Two Drops of Ink grew to about 17-20K unique hits a month, and then we moved to WordPress because we wanted to monetize and have complete design control. That move was a huge bust. It created so many problems. It was like building from nothing once again. I won’t go into the gory details, but it took us a while to build back up. Some people couldn’t even find us. It was a tough time for both of us. We laughed, and we cried, but we never gave up
There came a point in 2018 when I was experiencing a terrible case of burnout. Number one, my normal career, in the housing market, which pays very well, started to gear back up as the Obama administration was ending and a new administration was coming in. So I was very busy working. I was also hired by a company for $25,000 a year to do social media marketing and editing for them, part-time. That gig grew to be more than part-time, and I ended up with more on my shoulders than I could bear. All of this began to take its toll at 2drops. Marilyn and I never had aggressive disagreements. We never had a serious fight. Ever. But we had some pretty tough conversations. And believe me, Marilyn wasn’t afraid of shit. She didn’t mind calling me out and asking me tough questions that I didn’t wanna answer. And that’s what happened at the end of 2018 when I finally had to say to my dear friend that I just couldn’t do it anymore. I was at the end of my rope. I just couldn’t look at another word, write another word, or answer another email. I was simply done. I don’t think Marilyn ever expected to hear those words come out of my mouth. It was a very difficult time and a very difficult transition. There are times that I made promises to her that I knew in my heart I didn’t want to keep. In the end, I finally just had to tell her, “Marilyn, I’m gifting the site to you. I don’t want anything from it. I don’t want any income from it – it’s yours.”
From that point, I remained a behind-the-scenes advisor to Marilyn. She would call and complain about the various situations that were pissing her off, the hard decisions about submissions she would receive, and the people that never followed the rules or thought they had special privileges owed them. I would talk her through it, and let her rant, but she always had class, and she always knew how to handle things. In spite of all she has been through, in spite of the tremendous leadership she had shown in her own life, I suddenly realized that she was still a scared little girl that needed somebody to tell her that she was good at something. And that was what I did because it was true. God, she was such a lovely, incredible woman. I truly miss her. And that is pretty much the way we stayed until I found out about her death
Things eventually got to the point where I didn’t hear from her as much. I would get a call from her maybe once a month or once every other month, and I will admit, that while I didn’t know she had passed away, I had thought about her between the time she passed away and the time I heard about her passing, but I never picked up the phone. When I found out she had passed away, without knowing at the time what she had died from, I told my wife that I knew it had to have been a sudden death. I knew Marilyn well enough to know that if she had had an extended illness she would’ve definitely called me and made arrangements about 2drops, but also because we were so close, and I might well have been one of her best friends in life, and I say that with all humility. She would’ve talked to me – we would’ve had long conversations while she was sick, so I knew she must’ve died suddenly.

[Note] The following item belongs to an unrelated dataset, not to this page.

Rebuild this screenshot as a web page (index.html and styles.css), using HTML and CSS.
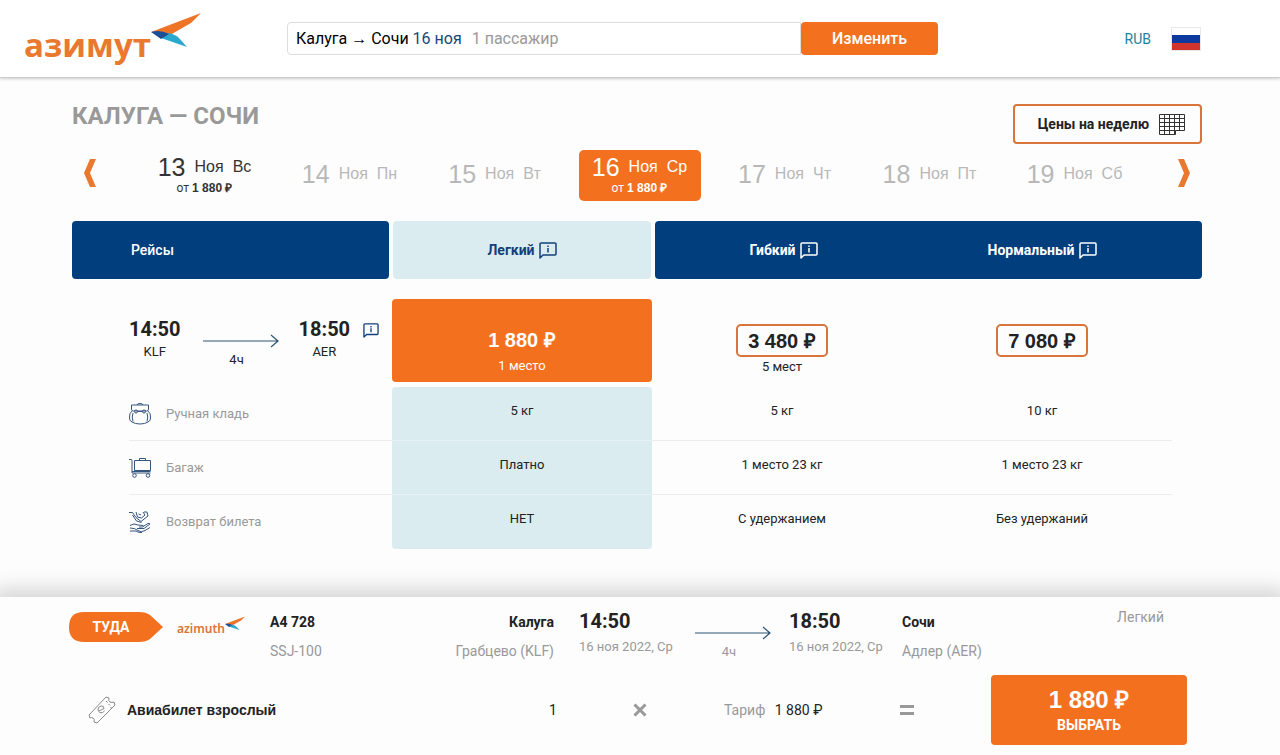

Then, I went onto Facebook to her page, and I saw that on the morning of her death she had posted a table for sale. I realized the last time I had talked to her was when she had called me to tell me that she was moving down to Peachtree corners, I believe it was. I was sort of shocked that she was going to leave the Hall county area. But that was our last real conversation as best as I can remember.
Sadly, after hearing about her death, I had a huge sense of resentment and anger at the recovery community and other people who damn well knew how close Marilyn and I were. They knew how to get a hold of me. They knew when her celebration of life is going to be, and one of them even lives down the street from me, nobody ever bothered to say anything to me about Marilyn’s death. I got to tell you, I still get pissed when I talk about it, so please forgive me.
So, if this post seems too long. I want to thank all of you that have been a part of this site, a part of Marilyn’s life – of my life. But particularly what you did for my dear big sister. You gave her something to dream about and lived for right up to the moment she left this earth. I can’t thank you enough. I’m sure that I’m not writing the best piece that I could possibly write. I’m sure that I’m forgetting something. I don’t know if I’ll ever write here again. I do want to say that there have been some wonderful people that have reached out and they wanted to move the site forward, to keep it going. They wanted to have me allow others to take control of the site and continue publishing. But I have to say, after way too much thought, that I cannot do that. I can’t explain it, but it’s deep in my gut.
I know they’re going to be those that will not understand my decision, in fact, my own wife disagrees with it. But I’m telling you from the bottom of my heart that I can’t envision this site going forward without Marilyn. I’m sorry. I just can’t do it. To me, I want to make this final post as a tribute to my friend and to your friend and the woman that really was the face of Two Drops of Ink. I don’t ever want 2drops to have another face associated with it, it is and was Marilyn’s. And with that final thought, I will tell you all that I love you, and I hope you will write your comments here about what Marilyn meant to you. And I hope that she can look down from heaven and see all of us and that someday we will all rejoin her in the afterlife. God bless each and every one of you.